Quando ho deciso di lasciare la carriera accademica a motivarmi erano un misto di delusione per il mondo accademico e per me stessa in quel mondo, una voglia di confrontarmi con tutto quello che c'era fuori, un desiderio di definirmi altro dal mio titolo di studio, che mi stava stretto, una decisione di dedicare tempo ed energia ad altri progetti. Ma non pensavo davvero quanto questa decisione avrebbe influito su tutti i processi che ho innescato nel momento in cui l'ho presa. O più che non pensarci, non ne realizzavo la portata.
L'altro giorno, ho raccolto un segno.
Primo colloquio con la maestra di scuola di T., primo anno di scuola obbligatoria in un paese che non è il mio in una lingua che non è la mia. Il colloquio mi si presentava più come un esame che una semplice chiacchierata genitori-insegnante.
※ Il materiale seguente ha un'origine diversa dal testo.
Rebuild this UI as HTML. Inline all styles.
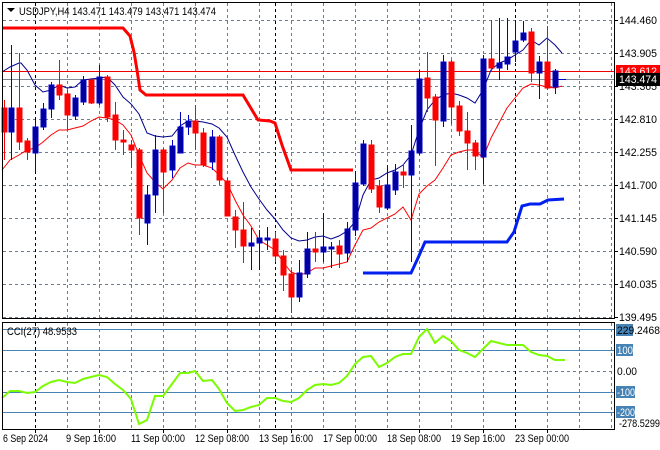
<!DOCTYPE html>
<html><head><meta charset="utf-8"><style>
html,body{margin:0;padding:0;background:#fff;}
svg{display:block;font-family:"Liberation Sans",sans-serif;}
</style></head><body>
<svg width="660" height="450" viewBox="0 0 660 450" xmlns="http://www.w3.org/2000/svg">
<rect width="660" height="450" fill="#fff"/>
<g stroke="#6f7c8c" stroke-width="1" stroke-dasharray="3,3" fill="none">
<path d="M3 20.5H614M3 53.5H614M3 86.5H614M3 119.5H614M3 152.5H614M3 185.5H614M3 218.5H614M3 251.5H614M3 284.5H614M3 317.5H614"/>
<path d="M67.5 3V318M99.5 3V318M131.5 3V318M163.5 3V318M195.5 3V318M227.5 3V318M259.5 3V318M291.5 3V318M323.5 3V318M355.5 3V318M387.5 3V318M419.5 3V318M451.5 3V318M483.5 3V318M547.5 3V318M579.5 3V318M611.5 3V318"/>
<path d="M67.5 323V428M99.5 323V428M131.5 323V428M163.5 323V428M195.5 323V428M227.5 323V428M259.5 323V428M291.5 323V428M323.5 323V428M355.5 323V428M387.5 323V428M419.5 323V428M451.5 323V428M483.5 323V428M547.5 323V428M579.5 323V428M611.5 323V428M3 371.5H614"/>
</g>
<g stroke="#000" stroke-width="1" stroke-dasharray="3,3">
<path d="M35.5 3V318M275.5 3V318M515.5 3V318M35.5 323V428M275.5 323V428M515.5 323V428"/>
</g>
<path d="M3 71.5H614" stroke="#e00" stroke-width="1"/>
<path d="M3 79.5H614" stroke="#7f8a96" stroke-width="1"/>
<polyline fill="none" stroke="#f00" stroke-width="3" points="3,28 123,28 130,36 134,52 137,70 140,90 146,95 243,95 252,110 258,120 270,121 275,123 282,145 291,170 353,170"/>
<polyline fill="none" stroke="#0020f0" stroke-width="3" points="363,273 411,273 418,258 425,242 507,242 514,232 522,206 530,204 540,204 548,200 564,199"/>
<polyline fill="none" stroke="#00008b" stroke-width="1" points="2,72 10,67 19,63 21,63 27,70 35,85 43,92 51,90 59,85 67,88 75,87 83,80 91,79 99,78 107,77 115,85 123,97 131,104 139,114 147,133 155,136 163,137 172,136 180,126 188,121 195,121 203,122 212,124 219,128 227,137 235,155 243,172 251,187 259,199 267,210 275,219 283,230 291,238 299,241 307,240 315,237 323,236 331,239 339,236 347,231 355,222 363,195 371,180 379,178 387,173 395,170 403,165 411,155 419,130 427,110 435,100 443,95 451,93 459,95 467,98 475,103 483,90 491,70 499,63 507,60 515,55 523,50 531,40 539,45 547,38 555,45 562,53"/>
<polyline fill="none" stroke="#f00" stroke-width="1" points="2,170 10,160 19,155 27,150 35,148 43,142 51,135 59,130 67,130 75,128 83,126 91,121 99,117 107,118 115,120 123,125 131,135 139,155 147,173 155,182 163,189 172,180 180,168 188,163 195,165 203,165 212,168 219,175 227,183 235,200 243,215 251,226 259,240 267,245 275,250 283,262 291,272 299,275 307,273 315,268 323,268 331,266 339,264 347,262 355,245 363,230 371,228 379,222 387,218 395,214 403,207 411,220 419,194 427,186 435,180 443,168 451,155 459,152 467,150 475,150 483,158 491,138 499,123 507,108 515,98 523,88 531,84 539,85 547,87 555,88 562,86"/>
<g stroke-width="1">
<g stroke="#f00" fill="#f00">
<path d="M4.5 100V160M19.5 53V150M27.5 138V160M59.5 60V100M67.5 90V130M91.5 78V104M107.5 75V122M115.5 102V150M123.5 130V155M131.5 140V168M139.5 148V235M163.5 148V213M195.5 105V150M203.5 128V167M219.5 135V185M227.5 178V205M235.5 210V248M243.5 202V263M275.5 232V262M283.5 250V291M291.5 270V313M315.5 232V262M339.5 240V268M371.5 140V193M379.5 180V213M403.5 164V188M427.5 52V112M435.5 94V166M451.5 60V124M459.5 101V136M467.5 112V170M475.5 140V170M491.5 20V72M531.5 28V82M547.5 26V90"/>
<rect x="2" y="108" width="5" height="24"/><rect x="17" y="108" width="5" height="34"/><rect x="25" y="141" width="5" height="11"/><rect x="57" y="85" width="5" height="10"/><rect x="65" y="94" width="5" height="21"/><rect x="89" y="80" width="5" height="23"/><rect x="105" y="77" width="5" height="40"/><rect x="113" y="115" width="5" height="25"/><rect x="121" y="140" width="5" height="2"/><rect x="129" y="145" width="5" height="5"/><rect x="137" y="150" width="5" height="68"/><rect x="161" y="150" width="5" height="22"/><rect x="193" y="121" width="5" height="12"/><rect x="201" y="133" width="5" height="32"/><rect x="217" y="137" width="5" height="43"/><rect x="225" y="181" width="5" height="35"/><rect x="233" y="217" width="5" height="13"/><rect x="241" y="230" width="5" height="16"/><rect x="273" y="239" width="5" height="17"/><rect x="281" y="256" width="5" height="19"/><rect x="289" y="274" width="5" height="23"/><rect x="313" y="249" width="5" height="3"/><rect x="337" y="246" width="5" height="8"/><rect x="369" y="145" width="5" height="44"/><rect x="377" y="186" width="5" height="21"/><rect x="401" y="172" width="5" height="3"/><rect x="425" y="78" width="5" height="20"/><rect x="433" y="97" width="5" height="23"/><rect x="449" y="62" width="5" height="45"/><rect x="457" y="106" width="5" height="25"/><rect x="465" y="131" width="5" height="12"/><rect x="473" y="143" width="5" height="13"/><rect x="489" y="59" width="5" height="9"/><rect x="529" y="32" width="5" height="41"/><rect x="545" y="62" width="5" height="26"/>
</g>
<g stroke="#0000c8" fill="#0000a0">
<path d="M11.5 45V160M35.5 120V172M43.5 103V130M51.5 82V118M75.5 95V120M83.5 76V105M99.5 65V105M147.5 185V245M155.5 135V213M172.5 140V178M180.5 112V153M188.5 115V135M212.5 130V170M251.5 228V270M259.5 230V270M267.5 227V250M299.5 260V302M307.5 232V278M323.5 213V262M331.5 242V268M347.5 222V262M355.5 171V236M363.5 140V186M387.5 165V210M395.5 164V195M411.5 125V262M419.5 70V155M443.5 55V127M483.5 55V184M499.5 18V80M507.5 18V70M515.5 20V62M523.5 21V42M539.5 56V99M555.5 69V94"/>
<rect x="9" y="108" width="5" height="24"/><rect x="33" y="127" width="5" height="26"/><rect x="41" y="109" width="5" height="18"/><rect x="49" y="85" width="5" height="24"/><rect x="73" y="98" width="5" height="18"/><rect x="81" y="80" width="5" height="22"/><rect x="97" y="77" width="5" height="26"/><rect x="145" y="195" width="5" height="28"/><rect x="153" y="150" width="5" height="45"/><rect x="170" y="146" width="5" height="24"/><rect x="178" y="127" width="5" height="26"/><rect x="186" y="121" width="5" height="6"/><rect x="210" y="137" width="5" height="25"/><rect x="249" y="243" width="5" height="3"/><rect x="257" y="238" width="5" height="5"/><rect x="265" y="238" width="5" height="2"/><rect x="297" y="273" width="5" height="24"/><rect x="305" y="249" width="5" height="25"/><rect x="321" y="247" width="5" height="5"/><rect x="329" y="247" width="5" height="2"/><rect x="345" y="229" width="5" height="24"/><rect x="353" y="183" width="5" height="47"/><rect x="361" y="144" width="5" height="40"/><rect x="385" y="185" width="5" height="23"/><rect x="393" y="172" width="5" height="18"/><rect x="409" y="151" width="5" height="24"/><rect x="417" y="79" width="5" height="74"/><rect x="441" y="62" width="5" height="59"/><rect x="481" y="59" width="5" height="98"/><rect x="497" y="63" width="5" height="5"/><rect x="505" y="57" width="5" height="7"/><rect x="513" y="41" width="5" height="11"/><rect x="521" y="33" width="5" height="7"/><rect x="537" y="62" width="5" height="11"/><rect x="553" y="71" width="5" height="16"/>
<path d="M558 79.5H566" stroke="#0000c8"/>
</g>
</g>
<path d="M3 329.5H614M3 350.5H614M3 392.5H614M3 412.5H614" stroke="#4682b4" stroke-width="1"/>
<polyline fill="none" stroke="#7cfc00" stroke-width="2" points="2,398 10,391 19,391 27,393 35,392 43,386 51,382 59,380 67,382 75,383 83,379 91,377 99,375 107,377 115,384 123,390 131,399 139,424 147,420 155,396 163,396 172,384 180,373 188,373 195,371 203,381 212,380 219,389 227,403 235,411 243,410 251,407 259,405 267,398 275,398 283,401 291,402 299,398 307,390 315,385 323,384 331,385 339,383 347,376 355,364 363,357 371,356 379,367 387,363 395,357 403,354 411,354 419,337 427,329 435,343 443,336 451,341 459,350 467,353 475,357 483,349 491,341 499,343 507,345 515,345 523,345 531,352 539,355 547,356 555,360 565,360"/>
<g fill="none" stroke="#000" stroke-width="1">
<path d="M2.5 2V318.5H614.5V2"/>
<path d="M2.5 322.5H614.5V429.5H2.5Z"/>
<path d="M2.5 2.5H614.5"/>
</g>
<g stroke="#000"><path d="M614 20.5h4M614 53.5h4M614 86.5h4M614 119.5h4M614 152.5h4M614 185.5h4M614 218.5h4M614 251.5h4M614 284.5h4M614 317.5h4M35.5 429v4M99.5 429v4M163.5 429v4M227.5 429v4M291.5 429v4M355.5 429v4M419.5 429v4M483.5 429v4M547.5 429v4"/></g>
<path d="M7 8h8l-4 4z" fill="#000"/>
<text x="19" y="15" font-size="11" fill="#000" textLength="197" lengthAdjust="spacingAndGlyphs">USDJPY,H4  143.471 143.479 143.471 143.474</text>
<text x="7" y="335" font-size="11" fill="#000" textLength="70" lengthAdjust="spacingAndGlyphs">CCI(27) 48.9533</text>
<g font-size="11" fill="#000">
<text x="619" y="24" textLength="38" lengthAdjust="spacingAndGlyphs">144.460</text>
<text x="619" y="57" textLength="38" lengthAdjust="spacingAndGlyphs">143.905</text>
<text x="619" y="90" textLength="38" lengthAdjust="spacingAndGlyphs">143.365</text>
<text x="619" y="123" textLength="38" lengthAdjust="spacingAndGlyphs">142.810</text>
<text x="619" y="156" textLength="38" lengthAdjust="spacingAndGlyphs">142.255</text>
<text x="619" y="189" textLength="38" lengthAdjust="spacingAndGlyphs">141.700</text>
<text x="619" y="222" textLength="38" lengthAdjust="spacingAndGlyphs">141.145</text>
<text x="619" y="255" textLength="38" lengthAdjust="spacingAndGlyphs">140.590</text>
<text x="619" y="288" textLength="38" lengthAdjust="spacingAndGlyphs">140.035</text>
<text x="619" y="321" textLength="38" lengthAdjust="spacingAndGlyphs">139.495</text>
</g>
<rect x="616" y="65" width="44" height="12" fill="#f00"/>
<text x="619" y="75" font-size="11" fill="#fff" textLength="38" lengthAdjust="spacingAndGlyphs">143.612</text>
<rect x="616" y="73" width="44" height="13" fill="#000"/>
<text x="619" y="83" font-size="11" fill="#fff" textLength="38" lengthAdjust="spacingAndGlyphs">143.474</text>
<g font-size="11">
<rect x="616" y="324" width="17" height="12" fill="#4682b4"/>
<text x="617" y="334" fill="#000" textLength="43" lengthAdjust="spacingAndGlyphs">229.2468</text>
<rect x="616" y="344" width="17" height="12" fill="#4682b4"/>
<text x="617" y="354" fill="#fff" textLength="16" lengthAdjust="spacingAndGlyphs">100</text>
<text x="617" y="375" fill="#000" textLength="20" lengthAdjust="spacingAndGlyphs">0.00</text>
<rect x="616" y="386" width="19" height="12" fill="#4682b4"/>
<text x="617" y="396" fill="#fff" textLength="18" lengthAdjust="spacingAndGlyphs">-100</text>
<rect x="616" y="406" width="19" height="12" fill="#4682b4"/>
<text x="617" y="416" fill="#fff" textLength="18" lengthAdjust="spacingAndGlyphs">-200</text>
<text x="619" y="427" fill="#000" textLength="41" lengthAdjust="spacingAndGlyphs">-278.5299</text>
</g>
<g font-size="11" fill="#000">
<text x="3" y="442" textLength="45" lengthAdjust="spacingAndGlyphs">6 Sep 2024</text>
<text x="66" y="442" textLength="50" lengthAdjust="spacingAndGlyphs">9 Sep 16:00</text>
<text x="131" y="442" textLength="54" lengthAdjust="spacingAndGlyphs">11 Sep 00:00</text>
<text x="195" y="442" textLength="54" lengthAdjust="spacingAndGlyphs">12 Sep 08:00</text>
<text x="259" y="442" textLength="54" lengthAdjust="spacingAndGlyphs">13 Sep 16:00</text>
<text x="323" y="442" textLength="54" lengthAdjust="spacingAndGlyphs">17 Sep 00:00</text>
<text x="387" y="442" textLength="54" lengthAdjust="spacingAndGlyphs">18 Sep 08:00</text>
<text x="451" y="442" textLength="54" lengthAdjust="spacingAndGlyphs">19 Sep 16:00</text>
<text x="515" y="442" textLength="54" lengthAdjust="spacingAndGlyphs">23 Sep 00:00</text>
</g>
</svg>
</body></html>
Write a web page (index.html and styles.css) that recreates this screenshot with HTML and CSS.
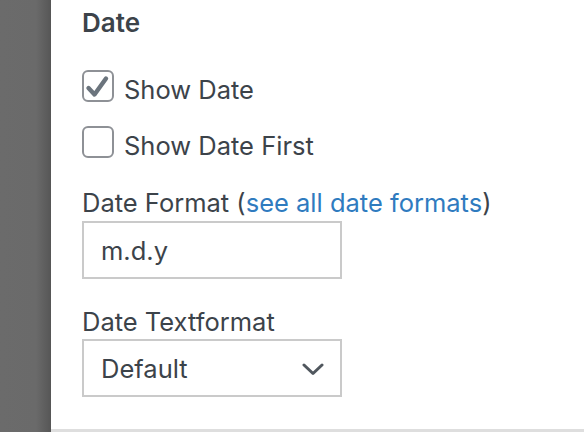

La maestra, gentilissima e non di primo pelo, subito si è premurata di chiederci da quanto fossimo in Svizzera e che lavoro facessimo, immagino per inquadrare almeno un poco il contesto familiare. Terrore nei suoi occhi quando le abbiamo raccontato di aver traslocato qui per via di un contratto da postdoc, terrore che però si è presto placato quando le abbiamo riferito di aver entrambi lasciato l'accademia per delle posizioni in azienda.
- Ma quindi ora avete dei contratti indeterminati ? Non dei post doc? è scivolato alla maestra
- Sì sì, indeterminati.
Sospiro di sollievo della maestra (e nostro).
E niente, che avere in classe figli di genitori stranieri e postdoc sia l'incubo di ogni maestra elementare (per via della lingua, della cultura, per via dell'avere a che fare con una bambino sostanzialmente solo e sradicato dal suo contesto, magari più volte nel giro di pochi anni, etc etc) non era difficile da immaginare, ma vederlo chiarissimo negli occhi della maestra del tuo bimbo, lo ammetto, è un'altra cosa.